Time Has a Funny Way of Changing You.

Do you ever just sit still and focus on where you are? Not so much physically, but really where you are in life. Do you ever wonder, how did I end up here? Life has an uncanny way of flashing before our eyes, even when some days feel like they last a lifetime… you blink and you’re almost 30. The life you always envisioned for yourself has unraveled, the plan you had completely demolished. With each passing day, change has a way of creeping in, mostly slowly, but sometimes change can occur all at once. I have hit a place in my life I never thought would be me. Who thinks they will be divorced with 3 kids at the age of 27 (almost 28)? Who thinks that you will get your life all figured out, and then suddenly it shifts, and you have to do it all over again? Looking back…life for me over the last decade has been a roller coaster, some highs, but mainly lows. In these ten years I somehow lost who I was while molding to fit someone else. As days go by, months pass, as months pass, years change—and with that so do we. The question is, do we change to be a better version of ourselves, or do we change to be a better version of someone to fit the circumstances we find ourselves caught up in? I am slowly learning that being me, doing things for me, and being true to myself brings me more peace, and happiness. As a mother I have to try and be my best self at all times, I put so much pressure on myself to keep a healing, fun, and loving environment for my kids…but when I’m not happy, when I am stressed, and when I am worried they get the broken pieces of me. I am finding out that being true to me ends up leading to a better home for the babies, and I. 

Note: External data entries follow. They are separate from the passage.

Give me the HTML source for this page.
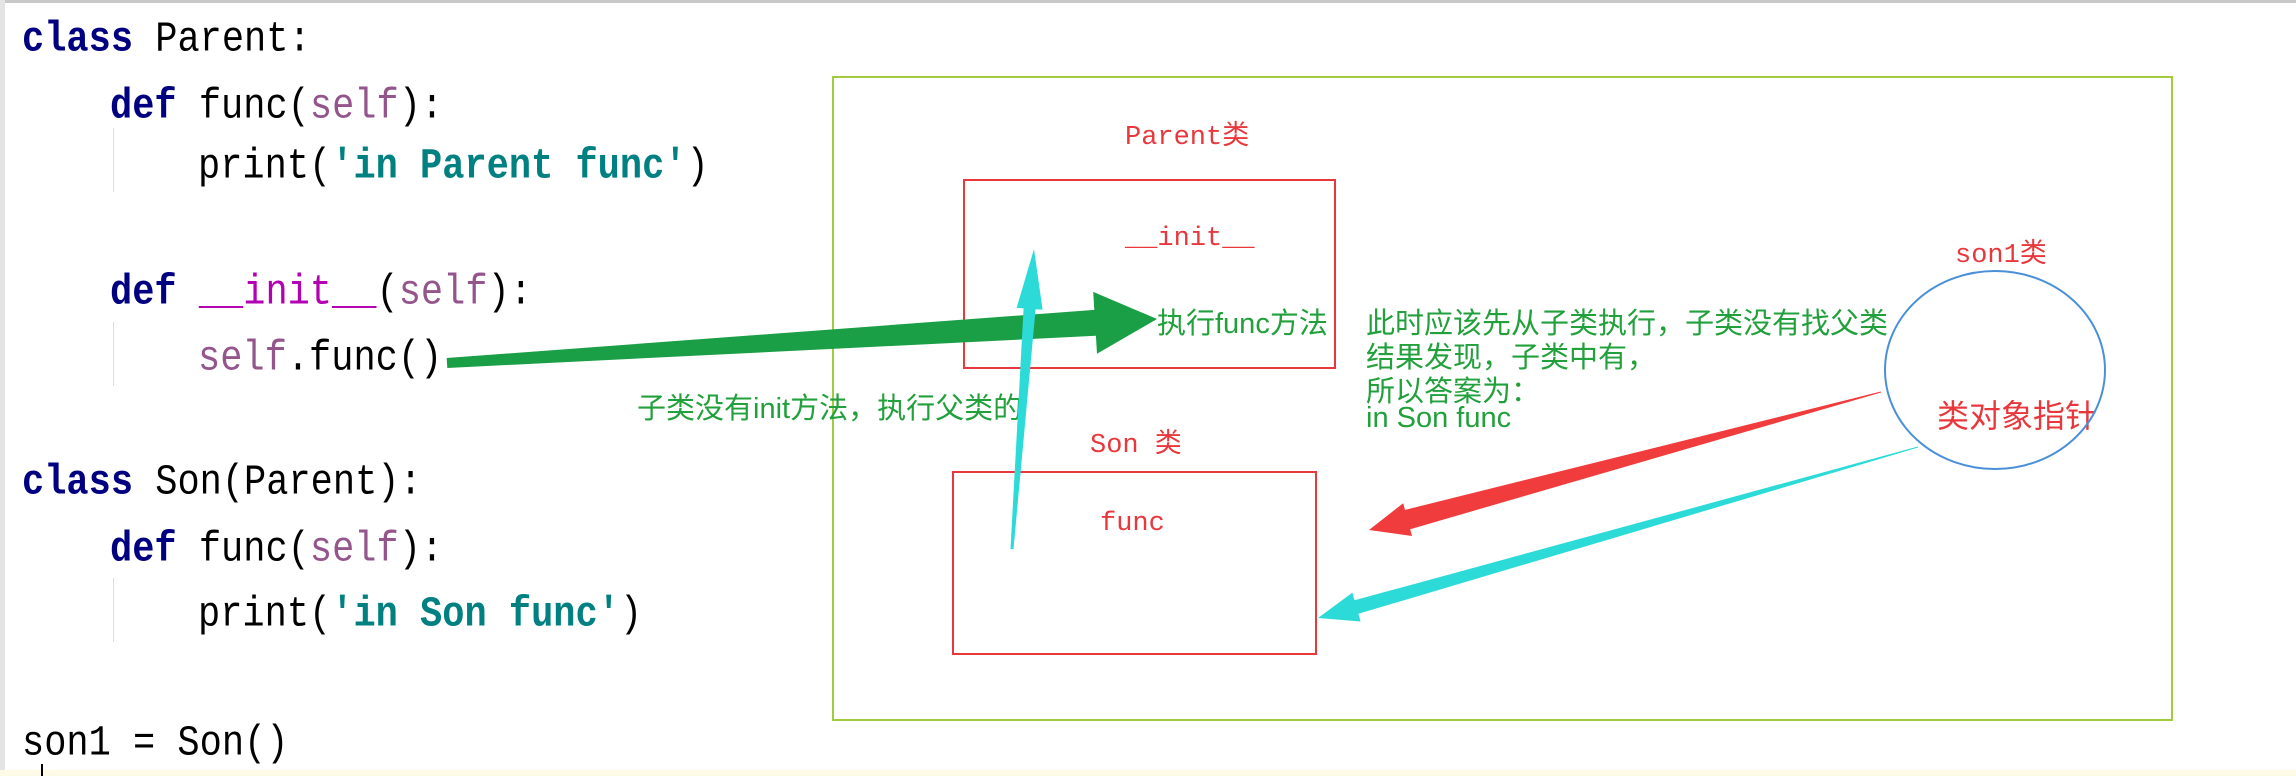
<!DOCTYPE html>
<html><head><meta charset="utf-8"><style>
html,body{margin:0;padding:0;}
body{width:2296px;height:776px;background:#fff;position:relative;overflow:hidden;}
.l{position:absolute;font-family:"Liberation Mono",monospace;font-size:37px;line-height:44px;white-space:pre;color:#000;transform:scaleY(1.15);transform-origin:0 50%;}
.k{color:#000080;font-weight:bold;}
.s{color:#94558d;}
.t{color:#008080;font-weight:bold;}
.m{color:#b200b2;}
.d{position:absolute;white-space:nowrap;}
.r{color:#e8383d;font-family:"Liberation Mono","Noto Sans CJK SC",monospace;font-size:27px;}
.g{color:#22a03c;font-family:"Liberation Sans","Noto Sans CJK SC",sans-serif;font-size:29px;}
</style></head><body>
<div style="position:absolute;left:0;top:0;width:2296px;height:3px;background:#c8c8c8"></div>
<div style="position:absolute;left:0;top:0;width:5px;height:776px;background:#e4e4e4"></div>
<div style="position:absolute;left:0;top:770px;width:2296px;height:6px;background:#fdfbe6"></div>
<div style="position:absolute;left:41px;top:764px;width:2px;height:12px;background:#000"></div>
<div style="position:absolute;left:113px;top:128px;width:1px;height:64px;background:#ddd"></div>
<div style="position:absolute;left:113px;top:322px;width:1px;height:64px;background:#ddd"></div>
<div style="position:absolute;left:113px;top:578px;width:1px;height:64px;background:#ddd"></div>

<div class="l" style="left:22px;top:18px"><span class="k">class</span> Parent:</div>
<div class="l" style="left:110px;top:85px"><span class="k">def</span> func(<span class="s">self</span>):</div>
<div class="l" style="left:198px;top:145px">print(<span class="t">'in Parent func'</span>)</div>
<div class="l" style="left:110px;top:271px"><span class="k">def</span> <span class="m">__init__</span>(<span class="s">self</span>):</div>
<div class="l" style="left:198px;top:337px"><span class="s">self</span>.func()</div>
<div class="l" style="left:22px;top:461px"><span class="k">class</span> Son(Parent):</div>
<div class="l" style="left:110px;top:528px"><span class="k">def</span> func(<span class="s">self</span>):</div>
<div class="l" style="left:198px;top:593px">print(<span class="t">'in Son func'</span>)</div>
<div class="l" style="left:22px;top:722px">son1 = Son()</div>

<div style="position:absolute;left:832px;top:76px;width:1337px;height:641px;border:2px solid #a2cc3e"></div>
<div style="position:absolute;left:963px;top:179px;width:369px;height:186px;border:2px solid #e8383d"></div>
<div style="position:absolute;left:952px;top:471px;width:361px;height:180px;border:2px solid #e8383d"></div>

<div class="d r" style="left:1125px;top:113px">Parent类</div>
<div class="d r" style="left:1125px;top:224px">__init__</div>
<div class="d r" style="left:1090px;top:421px">Son 类</div>
<div class="d r" style="left:1100px;top:509px">func</div>
<div class="d r" style="left:1955px;top:231px">son1类</div>
<div class="d r" style="left:1937px;top:391px;font-size:32px">类对象指针</div>

<div class="d g" style="left:1157px;top:300px">执行func方法</div>
<div class="d g" style="left:1366px;top:300px">此时应该先从子类执行，子类没有找父类</div>
<div class="d g" style="left:1366px;top:334px">结果发现，子类中有，</div>
<div class="d g" style="left:1366px;top:368px">所以答案为：</div>
<div class="d g" style="left:1366px;top:402px">in Son func</div>
<div class="d g" style="left:637px;top:385px">子类没有init方法，执行父类的</div>

<svg id="sv" width="2296" height="776" style="position:absolute;left:0;top:0">
<ellipse cx="1995" cy="370" rx="110" ry="99" fill="none" stroke="#4a90d9" stroke-width="2"/>
</svg>
<script>
function arrow(x1,y1,x2,y2,tw,sw,hw,hl,c){
 var dx=x2-x1,dy=y2-y1,L=Math.sqrt(dx*dx+dy*dy),ux=dx/L,uy=dy/L,px=-uy,py=ux;
 var bx=x2-ux*hl,by=y2-uy*hl;
 var p=[[x1+px*tw/2,y1+py*tw/2],[bx+px*sw/2,by+py*sw/2],[bx+px*hw/2,by+py*hw/2],[x2,y2],[bx-px*hw/2,by-py*hw/2],[bx-px*sw/2,by-py*sw/2],[x1-px*tw/2,y1-py*tw/2]];
 var e=document.createElementNS("http://www.w3.org/2000/svg","polygon");
 e.setAttribute("points",p.map(function(q){return q[0].toFixed(1)+","+q[1].toFixed(1)}).join(" "));
 e.setAttribute("fill",c);document.getElementById("sv").appendChild(e);
}
arrow(447,363,1157,319,10,26,62,62,"#1a9e46");
arrow(1012,549,1034,249,3,12,26,60,"#2cdbd8");
arrow(1881,392,1369,530,1,20,34,40,"#f03c3c");
arrow(1918,447,1318,618,1,14,30,40,"#2cdbd8");
</script>
</body></html>
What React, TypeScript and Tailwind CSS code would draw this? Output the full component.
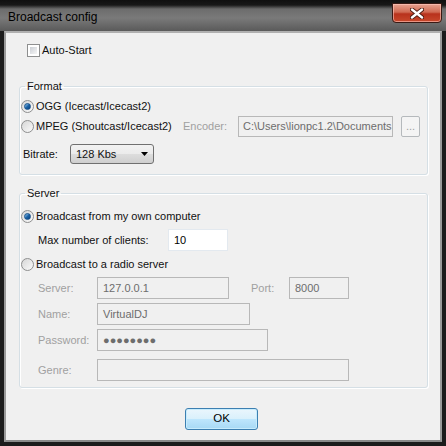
import React from 'react';

const font = { fontFamily: '"Liberation Sans", Arial, sans-serif' };

function Radio({ checked }: { checked?: boolean }) {
  return (
    <span className="w-[13px] h-[13px] rounded-full border border-[#8e8f8f] bg-gradient-to-br from-[#d6d6d6] to-[#fbfbfb] flex items-center justify-center shrink-0">
      {checked && (
        <span className="w-[7px] h-[7px] rounded-full bg-gradient-to-br from-[#9bd0f3] via-[#1b64a8] to-[#0b3f7a] border border-[#16508a]" />
      )}
    </span>
  );
}

function Checkbox() {
  return (
    <span className="w-[13px] h-[13px] border border-[#8e8f8f] bg-white p-[2px] shrink-0">
      <span className="block w-full h-full bg-gradient-to-br from-[#cbcfd5] to-[#f6f6f6]" />
    </span>
  );
}

function Field({ value, w, enabled }: { value: string; w: string; enabled?: boolean }) {
  return (
    <div
      className={`${w} h-[22px] border flex items-center px-[5px] text-[11px] ${
        enabled ? 'bg-white border-[#e3e9ef] text-black' : 'bg-[#f0f0f0] border-[#b8b8b8] text-[#6d6d6d]'
      }`}
    >
      {value}
    </div>
  );
}

export default function App() {
  return (
    <div className="w-[446px] h-[446px] bg-[#1c1c1c] flex flex-col overflow-hidden select-none" style={font}>
      {/* title bar */}
      <div className="h-[31px] shrink-0 flex items-start bg-[linear-gradient(180deg,#101010_0px,#181818_5px,#6c6c6c_9px,#7a7a7a_18px,#5a5a5a_31px)]">
        <div className="pt-[8px] pl-[8px] text-[12px] leading-[18px] text-black">Broadcast config</div>
        <div className="ml-auto mr-[4px] mt-[3px] w-[50px] h-[20px] rounded-b-[4px] border border-[#3a1a14] bg-[linear-gradient(180deg,#e7a392_0%,#d06a52_45%,#b8321c_55%,#c8492c_100%)] flex items-center justify-center shadow-[inset_0_0_0_1px_rgba(255,200,190,0.6)]">
          <svg width="14" height="11" viewBox="0 0 14 11">
            <path d="M2 1.5 L12 9.5 M12 1.5 L2 9.5" stroke="#4a1a10" strokeWidth="4.2" strokeLinecap="round" />
            <path d="M2 1.5 L12 9.5 M12 1.5 L2 9.5" stroke="#ffffff" strokeWidth="2.4" strokeLinecap="round" />
          </svg>
        </div>
      </div>

      {/* frame + client */}
      <div className="flex-1 flex px-[4px] pb-[4px] bg-[#1c1c1c]">
        <div className="flex-1 border-2 border-l-[#9a9a9a] border-t-[#b0b0b0] border-r-[#9a9a9a] border-b-[#8a8a8a] flex">
          <div className="flex-1 bg-[#f0f0f0] flex flex-col text-[11px] text-[#111]">
            {/* auto start */}
            <div className="flex items-center gap-[2px] pl-[21px] pt-[11px] h-[24px]">
              <Checkbox />
              <span>Auto-Start</span>
            </div>

            {/* Format */}
            <fieldset className="ml-[13px] mr-[12px] mt-[22px] border border-[#d5dfe5] rounded-[3px] shadow-[inset_1px_1px_0_#fff,1px_1px_0_#fff] pb-[10px]">
              <legend className="ml-[5px] px-[2px] leading-[14px]">Format</legend>
              <div className="flex items-center gap-[2px] pl-[1px] mt-[6px] h-[14px]">
                <Radio checked />
                <span>OGG (Icecast/Icecast2)</span>
              </div>
              <div className="flex items-center pl-[1px] mt-[3px] h-[21px]">
                <Radio />
                <span className="ml-[2px] w-[147px]">MPEG (Shoutcast/Icecast2)</span>
                <span className="text-[#a0a0a0] w-[55px]">Encoder:</span>
                <div className="w-[155px] h-[21px] border border-[#b8b8b8] bg-[#f0f0f0] text-[#6d6d6d] flex items-center pl-[4px] whitespace-nowrap overflow-hidden">
                  C:\Users\lionpc1.2\Documents
                </div>
                <div className="ml-[8px] w-[19px] h-[21px] rounded-[2px] border border-[#b5b9bc] bg-[#f4f4f4] text-[#a0a0a0] flex items-end justify-center pb-[4px] leading-none">
                  ...
                </div>
              </div>
              <div className="flex items-center pl-[3px] mt-[7px] h-[20px]">
                <span className="w-[47px]">Bitrate:</span>
                <div className="w-[84px] h-[20px] rounded-[3px] border border-[#707070] bg-[linear-gradient(180deg,#f2f2f2_0%,#ebebeb_50%,#dddddd_51%,#cfcfcf_100%)] flex items-center pl-[5px] pr-[5px]">
                  <span className="flex-1">128 Kbs</span>
                  <svg width="7" height="4" viewBox="0 0 7 4">
                    <path d="M0 0 H7 L3.5 4 Z" fill="#000" />
                  </svg>
                </div>
              </div>
            </fieldset>

            {/* Server */}
            <fieldset className="ml-[13px] mr-[12px] mt-[11px] border border-[#d5dfe5] rounded-[3px] shadow-[inset_1px_1px_0_#fff,1px_1px_0_#fff] pb-[6px]">
              <legend className="ml-[5px] px-[2px] leading-[14px]">Server</legend>
              <div className="flex items-center gap-[2px] pl-[1px] mt-[9px] h-[14px]">
                <Radio checked />
                <span>Broadcast from my own computer</span>
              </div>
              <div className="flex items-center pl-[18px] mt-[6px] h-[22px]">
                <span className="w-[130px]">Max number of clients:</span>
                <Field value="10" w="w-[60px]" enabled />
              </div>
              <div className="flex items-center gap-[2px] pl-[1px] mt-[6px] h-[14px]">
                <Radio />
                <span>Broadcast to a radio server</span>
              </div>
              <div className="flex items-center pl-[18px] mt-[6px] h-[22px] text-[#a0a0a0]">
                <span className="w-[59px]">Server:</span>
                <Field value="127.0.0.1" w="w-[132px]" />
                <span className="ml-[22px] w-[38px]">Port:</span>
                <Field value="8000" w="w-[60px]" />
              </div>
              <div className="flex items-center pl-[18px] mt-[4px] h-[22px] text-[#a0a0a0]">
                <span className="w-[59px]">Name:</span>
                <Field value="VirtualDJ" w="w-[153px]" />
              </div>
              <div className="flex items-center pl-[18px] mt-[4px] h-[22px] text-[#a0a0a0]">
                <span className="w-[59px]">Password:</span>
                <Field value="●●●●●●●●" w="w-[171px]" />
              </div>
              <div className="flex items-center pl-[18px] mt-[8px] h-[22px] text-[#a0a0a0]">
                <span className="w-[59px]">Genre:</span>
                <Field value="" w="w-[252px]" />
              </div>
            </fieldset>

            {/* OK */}
            <div className="pl-[179px] mt-[20px]">
              <button className="w-[73px] h-[22px] rounded-[3px] border border-[#3c7fb1] bg-[linear-gradient(180deg,#eaf6fd_0%,#d9f0fc_50%,#bee6fd_51%,#a7d9f5_100%)] shadow-[inset_0_0_0_1px_#c7ecfd] text-[11.5px] text-black">
                OK
              </button>
            </div>
          </div>
        </div>
      </div>
    </div>
  );
}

I once feared the word divorce, I grew up around it—I just never thought I would end up being a part of that statistic. The pain and fear of being alone has subsided, the fear that my children would be harmed by this is still present…but I grew up in a place knowing my parents needed a divorce, but they held out for my sister and I to graduate. I was told by a medical professional, that studies show that children with two homes aren’t unhappy, it is the children whose parents have volatile relationships in front of the kids who develop problems in their future. I personally feel that what is best for children are to be in a home with two loving parents, but the world, and the people in it have changed—myself included. I always wanted my children to never have a childhood they have to heal from, and I still pray that for them. I just know in my heart this is the best thing for them, and for me. As shocking as all of this was, I feel as though my marriage was a dormant volcano always quietly simmering under the surface just waiting for the right environment to erupt. I am at a place now that I am thankful it ended. Without endings, there would be no new beginnings. No chances to make your life something extraordinary. I believe everything happens for a reason. I also know God has plans for me. He knew all of this before I did, and He knows my future. I put all of my trust, and faith in Him. My relationship, and faith has strengthened after this dilemma. It is true that in your weakness, God makes you strong. I know He uses hard times, to help reel you back into your relationship with Him. So for this pain, and this life lesson I am thankful.